:: What is being asked ::
Reply only with how many lines contain the word "this".

:: Exercise inputs ::
****************

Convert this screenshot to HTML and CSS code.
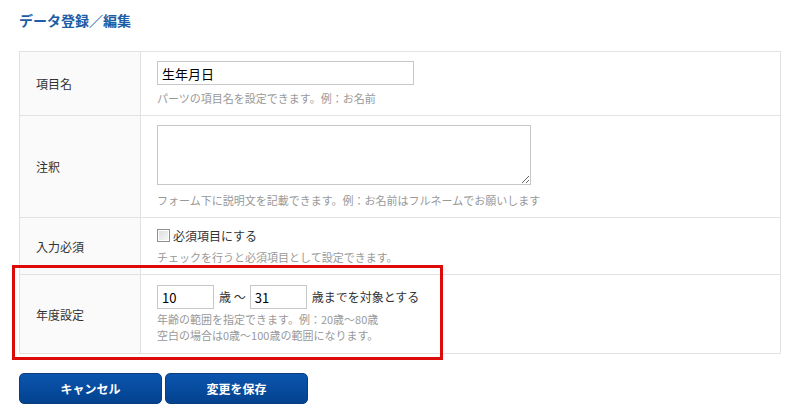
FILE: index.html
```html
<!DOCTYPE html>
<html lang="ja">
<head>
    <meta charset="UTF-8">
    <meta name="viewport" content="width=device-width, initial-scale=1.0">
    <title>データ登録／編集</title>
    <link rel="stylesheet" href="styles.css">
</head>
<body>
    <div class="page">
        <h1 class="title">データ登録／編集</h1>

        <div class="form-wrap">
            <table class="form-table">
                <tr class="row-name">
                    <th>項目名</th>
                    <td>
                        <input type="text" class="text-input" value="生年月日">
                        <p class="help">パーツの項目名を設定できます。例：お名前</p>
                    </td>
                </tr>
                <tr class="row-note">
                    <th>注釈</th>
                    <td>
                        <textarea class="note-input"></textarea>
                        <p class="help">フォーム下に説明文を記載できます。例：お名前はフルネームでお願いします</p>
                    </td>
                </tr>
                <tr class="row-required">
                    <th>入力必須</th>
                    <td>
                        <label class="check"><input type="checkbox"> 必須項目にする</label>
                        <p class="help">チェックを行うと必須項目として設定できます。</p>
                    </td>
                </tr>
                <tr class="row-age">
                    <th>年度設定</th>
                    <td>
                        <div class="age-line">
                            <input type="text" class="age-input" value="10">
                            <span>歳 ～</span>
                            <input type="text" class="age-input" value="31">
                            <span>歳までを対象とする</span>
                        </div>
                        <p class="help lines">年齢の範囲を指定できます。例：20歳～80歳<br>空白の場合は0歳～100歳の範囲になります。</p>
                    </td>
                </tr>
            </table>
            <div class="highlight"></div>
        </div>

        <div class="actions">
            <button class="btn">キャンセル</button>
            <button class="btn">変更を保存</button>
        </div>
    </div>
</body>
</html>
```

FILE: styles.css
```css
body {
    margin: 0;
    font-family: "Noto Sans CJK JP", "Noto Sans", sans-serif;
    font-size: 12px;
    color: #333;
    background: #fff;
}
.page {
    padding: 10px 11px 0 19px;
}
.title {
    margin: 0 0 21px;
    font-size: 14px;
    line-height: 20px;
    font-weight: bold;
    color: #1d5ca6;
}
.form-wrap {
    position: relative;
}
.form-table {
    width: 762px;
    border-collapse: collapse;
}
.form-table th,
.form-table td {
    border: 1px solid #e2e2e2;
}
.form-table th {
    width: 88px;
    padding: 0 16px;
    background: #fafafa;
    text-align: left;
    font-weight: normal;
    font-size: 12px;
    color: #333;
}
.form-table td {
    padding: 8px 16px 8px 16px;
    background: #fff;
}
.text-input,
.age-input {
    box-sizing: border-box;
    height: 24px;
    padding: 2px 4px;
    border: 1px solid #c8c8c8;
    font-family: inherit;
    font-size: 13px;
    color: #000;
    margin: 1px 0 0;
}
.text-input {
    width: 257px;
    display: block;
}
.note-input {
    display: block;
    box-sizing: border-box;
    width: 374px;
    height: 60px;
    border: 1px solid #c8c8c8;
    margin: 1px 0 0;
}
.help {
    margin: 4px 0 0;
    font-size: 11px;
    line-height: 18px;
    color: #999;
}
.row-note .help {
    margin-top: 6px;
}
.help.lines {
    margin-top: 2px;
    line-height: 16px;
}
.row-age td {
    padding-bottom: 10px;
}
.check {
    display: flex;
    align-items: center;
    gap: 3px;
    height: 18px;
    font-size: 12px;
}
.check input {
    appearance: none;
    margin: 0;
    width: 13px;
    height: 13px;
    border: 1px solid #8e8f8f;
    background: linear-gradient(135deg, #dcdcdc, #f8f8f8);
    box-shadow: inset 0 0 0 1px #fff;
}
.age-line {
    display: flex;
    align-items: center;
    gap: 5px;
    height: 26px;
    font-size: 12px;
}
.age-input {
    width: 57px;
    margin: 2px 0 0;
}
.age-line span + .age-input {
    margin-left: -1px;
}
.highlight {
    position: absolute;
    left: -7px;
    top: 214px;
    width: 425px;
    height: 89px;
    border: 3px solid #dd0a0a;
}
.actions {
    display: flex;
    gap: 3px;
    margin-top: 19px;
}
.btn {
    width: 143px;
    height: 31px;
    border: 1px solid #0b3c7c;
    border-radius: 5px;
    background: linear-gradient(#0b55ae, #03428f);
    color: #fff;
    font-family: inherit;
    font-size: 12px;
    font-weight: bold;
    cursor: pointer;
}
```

****************

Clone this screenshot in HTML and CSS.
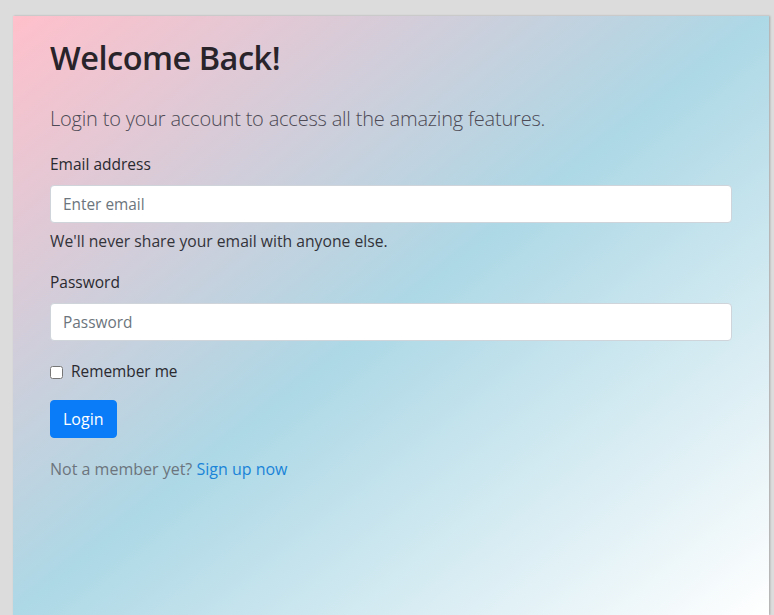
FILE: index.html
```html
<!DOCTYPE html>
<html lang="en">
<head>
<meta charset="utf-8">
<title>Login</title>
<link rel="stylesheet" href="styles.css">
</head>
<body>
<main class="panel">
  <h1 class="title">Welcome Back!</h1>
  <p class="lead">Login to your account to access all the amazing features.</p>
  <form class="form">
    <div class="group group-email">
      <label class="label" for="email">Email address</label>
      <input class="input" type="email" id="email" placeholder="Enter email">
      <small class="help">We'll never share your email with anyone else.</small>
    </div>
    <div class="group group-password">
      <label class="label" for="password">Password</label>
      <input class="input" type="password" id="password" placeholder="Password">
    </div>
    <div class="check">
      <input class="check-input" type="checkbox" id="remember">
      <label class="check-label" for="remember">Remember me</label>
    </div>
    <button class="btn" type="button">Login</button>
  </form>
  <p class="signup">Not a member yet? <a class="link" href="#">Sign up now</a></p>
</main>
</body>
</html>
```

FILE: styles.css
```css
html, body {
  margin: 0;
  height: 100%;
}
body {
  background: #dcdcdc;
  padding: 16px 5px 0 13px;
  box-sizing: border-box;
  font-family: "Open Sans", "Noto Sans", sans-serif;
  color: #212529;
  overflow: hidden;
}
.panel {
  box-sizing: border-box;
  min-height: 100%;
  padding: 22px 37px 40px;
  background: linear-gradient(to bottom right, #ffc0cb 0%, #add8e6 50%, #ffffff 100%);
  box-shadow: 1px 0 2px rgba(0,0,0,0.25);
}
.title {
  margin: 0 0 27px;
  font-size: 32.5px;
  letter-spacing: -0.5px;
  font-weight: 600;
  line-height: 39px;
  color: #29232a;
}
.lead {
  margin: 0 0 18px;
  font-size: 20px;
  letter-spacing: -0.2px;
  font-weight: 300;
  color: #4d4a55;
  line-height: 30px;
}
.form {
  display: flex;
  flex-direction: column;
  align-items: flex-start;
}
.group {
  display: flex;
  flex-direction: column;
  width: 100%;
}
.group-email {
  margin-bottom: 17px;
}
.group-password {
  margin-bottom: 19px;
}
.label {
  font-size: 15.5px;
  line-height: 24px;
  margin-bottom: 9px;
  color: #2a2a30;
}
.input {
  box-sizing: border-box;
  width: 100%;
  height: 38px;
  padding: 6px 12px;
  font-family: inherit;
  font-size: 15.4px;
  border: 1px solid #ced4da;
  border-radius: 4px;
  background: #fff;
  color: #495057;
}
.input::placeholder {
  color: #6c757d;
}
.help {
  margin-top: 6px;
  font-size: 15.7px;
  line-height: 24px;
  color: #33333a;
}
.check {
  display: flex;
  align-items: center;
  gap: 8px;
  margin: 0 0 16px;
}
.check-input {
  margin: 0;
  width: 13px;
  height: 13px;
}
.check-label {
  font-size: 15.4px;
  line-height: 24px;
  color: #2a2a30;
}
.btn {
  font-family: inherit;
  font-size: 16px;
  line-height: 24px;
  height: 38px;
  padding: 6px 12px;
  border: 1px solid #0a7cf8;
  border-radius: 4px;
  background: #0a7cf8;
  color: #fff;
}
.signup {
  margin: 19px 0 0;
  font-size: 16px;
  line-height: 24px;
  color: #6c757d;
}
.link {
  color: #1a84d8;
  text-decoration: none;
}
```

****************

:: Written solution ::
2